From the records below, print only the part that opens with the line containing "Output the component" and closes with the line containing "import React from 'react';"; omit the pictures.
Begin RAW DATA
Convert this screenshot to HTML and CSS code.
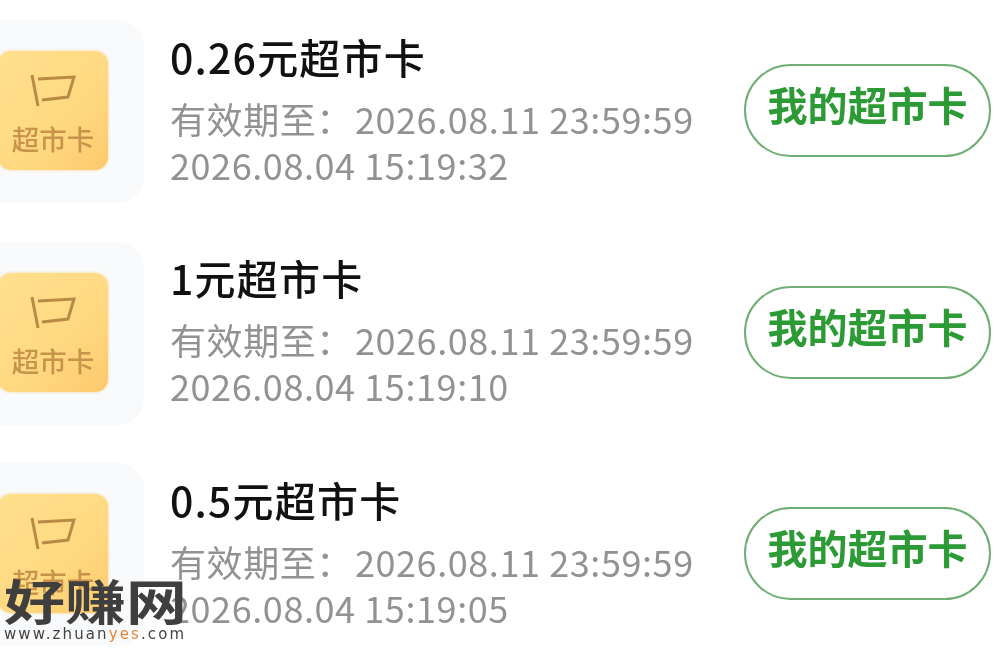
FILE: index.html
```html
<!DOCTYPE html>
<html lang="zh">
<head>
<meta charset="utf-8">
<title>超市卡</title>
<link rel="stylesheet" href="styles.css">
</head>
<body>
<main class="list">
  <section class="row">
    <div class="tile"><div class="card">
      <svg class="glyph" viewBox="0 0 46 36"><path d="M2 2 L8 33 M8 6 L44 4 L38 24 L12 27"/></svg>
      <span class="card-label">超市卡</span>
    </div></div>
    <div class="info">
      <h2 class="title">0.26元超市卡</h2>
      <p class="meta">有效期至：<span class="date">2026.08.11 23:59:59</span></p>
      <p class="meta">2026.08.04 15:19:32</p>
    </div>
    <button class="action">我的超市卡</button>
  </section>
  <section class="row">
    <div class="tile"><div class="card">
      <svg class="glyph" viewBox="0 0 46 36"><path d="M2 2 L8 33 M8 6 L44 4 L38 24 L12 27"/></svg>
      <span class="card-label">超市卡</span>
    </div></div>
    <div class="info">
      <h2 class="title">1元超市卡</h2>
      <p class="meta">有效期至：<span class="date">2026.08.11 23:59:59</span></p>
      <p class="meta">2026.08.04 15:19:10</p>
    </div>
    <button class="action">我的超市卡</button>
  </section>
  <section class="row">
    <div class="tile"><div class="card">
      <svg class="glyph" viewBox="0 0 46 36"><path d="M2 2 L8 33 M8 6 L44 4 L38 24 L12 27"/></svg>
      <span class="card-label">超市卡</span>
    </div></div>
    <div class="info">
      <h2 class="title">0.5元超市卡</h2>
      <p class="meta">有效期至：<span class="date">2026.08.11 23:59:59</span></p>
      <p class="meta">2026.08.04 15:19:05</p>
    </div>
    <button class="action">我的超市卡</button>
  </section>
</main>
<div class="mark">
  <div class="mark-name">好赚网</div>
  <div class="mark-url">www.zhuan<span class="mark-yes">yes</span>.com</div>
</div>
</body>
</html>
```
FILE: styles.css
```css
* { box-sizing: border-box; }
html, body { margin: 0; padding: 0; }
body {
  width: 1000px;
  height: 658px;
  overflow: hidden;
  position: relative;
  background: #fff;
  font-family: "Noto Sans CJK SC", "Noto Sans", sans-serif;
}
.list {
  display: flex;
  flex-direction: column;
  gap: 38px;
  padding-top: 20px;
  filter: blur(0.6px);
}
.row {
  display: flex;
  align-items: flex-start;
  height: 183.5px;
  margin-left: -24px;
}
.tile {
  flex: none;
  width: 168px;
  height: 183px;
  border-radius: 26px;
  background: #f9fafb;
  display: flex;
  align-items: center;
  padding: 0 0 2px 22px;
}
.card {
  width: 110px;
  height: 119px;
  border-radius: 13px;
  background: linear-gradient(135deg, #ffe08e 0%, #ffd981 60%, #fdc96c 100%);
  box-shadow: 0 0 3px #f3d595;
  display: flex;
  flex-direction: column;
  align-items: center;
  padding-top: 22px;
}
.glyph {
  width: 46px;
  height: 36px;
  fill: none;
  stroke: #b98a45;
  stroke-width: 3;
}
.card-label {
  margin-top: 14px;
  font-size: 27.5px;
  line-height: 30px;
  color: #c8934a;
  font-weight: 500;
}
.info {
  flex: none;
  width: 576px;
  margin-left: 26px;
  padding-top: 12.5px;
}
.title {
  margin: 0 0 16px;
  font-size: 41px;
  line-height: 46px;
  font-weight: 500;
  letter-spacing: 1.2px;
  color: #111;
}
.meta {
  margin: 0;
  font-size: 36px;
  line-height: 46px;
  letter-spacing: 0.58px;
  color: #929292;
  white-space: nowrap;
}
.date { margin-left: 2px; }
.action {
  flex: none;
  margin-top: 44px;
  margin-left: -2px;
  width: 247px;
  height: 93px;
  border: 2px solid #6fae74;
  border-radius: 47px;
  background: #fff;
  color: #2c9a35;
  font-family: inherit;
  font-size: 40px;
  font-weight: 700;
  padding: 0 0 13px;
}
.mark {
  position: absolute;
  left: 4px;
  top: 573px;
  width: 190px;
  filter: blur(0.4px);
}
.mark-name {
  font-size: 48px;
  line-height: 52px;
  font-weight: 700;
  color: #3f3f3f;
  transform: scaleX(1.27);
  transform-origin: left center;
  white-space: nowrap;
}
.mark-url {
  margin-top: 1px;
  font-family: "DejaVu Sans", sans-serif;
  font-size: 15px;
  line-height: 16px;
  letter-spacing: 2.1px;
  color: #444;
  white-space: nowrap;
}
.mark-yes { color: #e8873a; }
```
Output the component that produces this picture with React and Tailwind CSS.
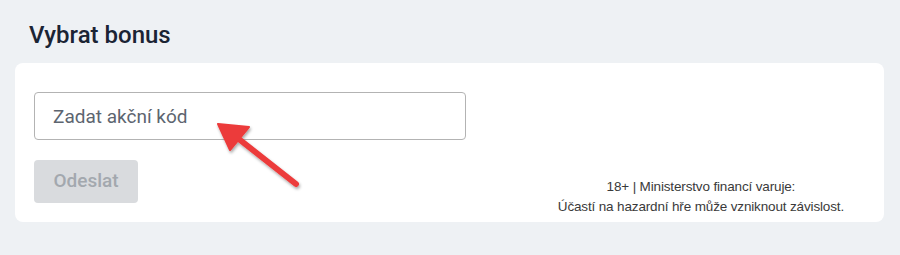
import React from 'react';

const Arrow = () => (
  <svg
    className="absolute left-[205px] top-[112px] pointer-events-none"
    width="110"
    height="90"
    viewBox="0 0 110 90"
  >
    <defs>
      <filter id="sh" x="-20%" y="-20%" width="140%" height="140%">
        <feDropShadow dx="1" dy="2" stdDeviation="1.5" floodColor="#000" floodOpacity="0.35" />
      </filter>
    </defs>
    <g filter="url(#sh)">
      <line x1="91" y1="72" x2="30" y2="24" stroke="#ec3b3b" strokeWidth="6" strokeLinecap="round" />
      <polygon points="13,12 44,15 25,38" fill="#ec3b3b" stroke="#ec3b3b" strokeWidth="2" strokeLinejoin="round" />
    </g>
  </svg>
);

export default function App() {
  return (
    <div className="relative w-[900px] h-[255px] bg-[#eef1f4] px-[15px] pt-[20px] font-['Roboto',sans-serif]">
      <h2 className="pl-[14px] text-[24px] font-medium leading-[30px] text-[#1b2434]">Vybrat bonus</h2>

      <div className="mt-[13px] w-[869px] h-[159px] rounded-lg bg-white pl-[19px] pr-[40px] pt-[29px] flex justify-between">
        <div className="flex flex-col gap-[20px]">
          <input
            type="text"
            placeholder="Zadat akční kód"
            className="w-[432px] h-[48px] rounded border border-[#b3b3b3] px-[18px] text-[19px] text-[#333] placeholder:text-[#5d6570] outline-none"
          />
          <button
            disabled
            className="w-[104px] h-[43px] rounded bg-[#d9dbde] text-[19px] font-medium text-[#a3a8ae]"
          >
            Odeslat
          </button>
        </div>

        <div className="self-end pb-[5px] text-center text-[13.5px] tracking-[-0.15px] leading-[20px] text-[#3a3a3a] font-['Liberation_Sans',Arial,sans-serif]">
          <p>18+ | Ministerstvo financí varuje:</p>
          <p>Účastí na hazardní hře může vzniknout závislost.</p>
        </div>
      </div>

      <Arrow />
    </div>
  );
}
End RAW DATA
--- EXERCISE SOLUTION ---
Output the component that produces this picture with React and Tailwind CSS.
import React from 'react';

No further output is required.